# WORK TO COMPLETE
Produce a word-for-word copy of the listing below without its pictures.

# EXTRACTED INFORMATION
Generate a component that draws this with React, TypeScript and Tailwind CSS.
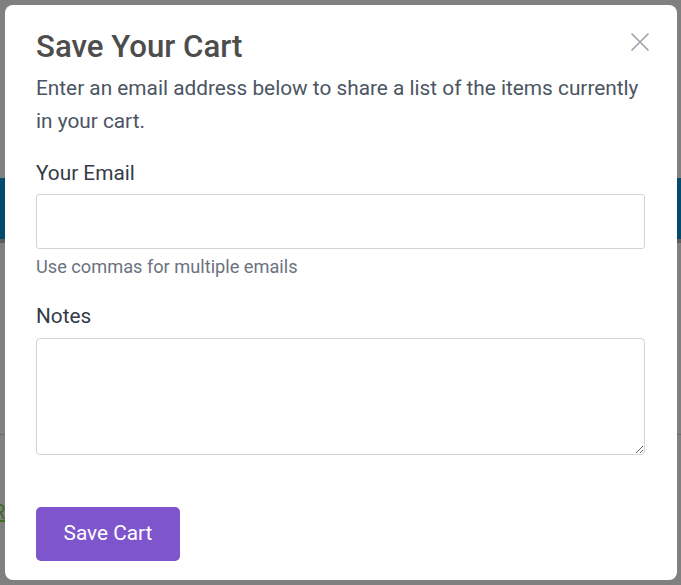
export default function App() {
  return (
    <div className="relative h-[585px] w-[681px] overflow-hidden bg-[#808080] font-['Roboto',sans-serif]">
      {/* ── Dimmed page behind the dialog ── */}
      <div className="flex flex-col">
        <div className="h-[178px]" />
        <div className="h-[61px] bg-[#024b6e]" />
        <div className="h-[4px] bg-[#5e5e5e]" />
        <div className="h-[192px] border-b border-[#6c6c6c]" />
        <div className="-ml-[7px] mt-[62px] text-[20px] text-[#3f6b27] underline">R</div>
      </div>

      {/* ── Save cart dialog ── */}
      <div className="absolute left-[5px] top-[5px] flex h-[575px] w-[672px] flex-col rounded-[8px] bg-white pl-[31px] pr-[32px] pt-[23px]">
        <button className="absolute right-[27px] top-[27px] h-5 w-5 text-[#9aa0a9]" aria-label="Close">
          <svg viewBox="0 0 20 20" className="h-5 w-5" fill="none" stroke="currentColor" strokeWidth="1.6">
            <path d="M1.5 1.5L18.5 18.5M18.5 1.5L1.5 18.5" />
          </svg>
        </button>

        <h2 className="text-[31.2px] font-medium leading-[38px] text-[#4d4d4d]">Save Your Cart</h2>
        <p className="mt-[6px] text-[20.8px] leading-[33px] text-[#4b5563]">
          Enter an email address below to share a list of the items currently in your cart.
        </p>

        <label className="mt-[20px] text-[20.8px] leading-[30px] text-[#343b47]">Your Email</label>
        <input
          type="text"
          className="mt-[6px] h-[55px] w-full rounded-[3px] border border-[#d2d3db] px-3 text-[20px] outline-none"
        />
        <p className="mt-[5px] text-[18.2px] leading-[26px] text-[#6b7280]">Use commas for multiple emails</p>

        <label className="mt-[21px] text-[20.8px] leading-[30px] text-[#343b47]">Notes</label>
        <textarea className="mt-[7px] h-[117px] w-full rounded-[4px] border border-[#d2d3db] px-3 py-2 text-[20px] outline-none" />

        <div className="mt-[52px]">
          <button className="h-[54px] w-[144px] rounded-[5px] bg-[#7e55cc] text-[20.8px] text-white">Save Cart</button>
        </div>
      </div>
    </div>
  )
}
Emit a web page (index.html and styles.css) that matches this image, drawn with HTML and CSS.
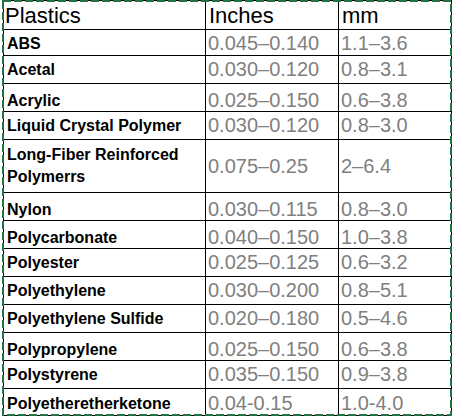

# COMPLETED EXERCISE
Generate a component that draws this with React, TypeScript and Tailwind CSS.
export default function App() {
  return (
    <div className="relative h-[585px] w-[681px] overflow-hidden bg-[#808080] font-['Roboto',sans-serif]">
      {/* ── Dimmed page behind the dialog ── */}
      <div className="flex flex-col">
        <div className="h-[178px]" />
        <div className="h-[61px] bg-[#024b6e]" />
        <div className="h-[4px] bg-[#5e5e5e]" />
        <div className="h-[192px] border-b border-[#6c6c6c]" />
        <div className="-ml-[7px] mt-[62px] text-[20px] text-[#3f6b27] underline">R</div>
      </div>

      {/* ── Save cart dialog ── */}
      <div className="absolute left-[5px] top-[5px] flex h-[575px] w-[672px] flex-col rounded-[8px] bg-white pl-[31px] pr-[32px] pt-[23px]">
        <button className="absolute right-[27px] top-[27px] h-5 w-5 text-[#9aa0a9]" aria-label="Close">
          <svg viewBox="0 0 20 20" className="h-5 w-5" fill="none" stroke="currentColor" strokeWidth="1.6">
            <path d="M1.5 1.5L18.5 18.5M18.5 1.5L1.5 18.5" />
          </svg>
        </button>

        <h2 className="text-[31.2px] font-medium leading-[38px] text-[#4d4d4d]">Save Your Cart</h2>
        <p className="mt-[6px] text-[20.8px] leading-[33px] text-[#4b5563]">
          Enter an email address below to share a list of the items currently in your cart.
        </p>

        <label className="mt-[20px] text-[20.8px] leading-[30px] text-[#343b47]">Your Email</label>
        <input
          type="text"
          className="mt-[6px] h-[55px] w-full rounded-[3px] border border-[#d2d3db] px-3 text-[20px] outline-none"
        />
        <p className="mt-[5px] text-[18.2px] leading-[26px] text-[#6b7280]">Use commas for multiple emails</p>

        <label className="mt-[21px] text-[20.8px] leading-[30px] text-[#343b47]">Notes</label>
        <textarea className="mt-[7px] h-[117px] w-full rounded-[4px] border border-[#d2d3db] px-3 py-2 text-[20px] outline-none" />

        <div className="mt-[52px]">
          <button className="h-[54px] w-[144px] rounded-[5px] bg-[#7e55cc] text-[20.8px] text-white">Save Cart</button>
        </div>
      </div>
    </div>
  )
}
Emit a web page (index.html and styles.css) that matches this image, drawn with HTML and CSS.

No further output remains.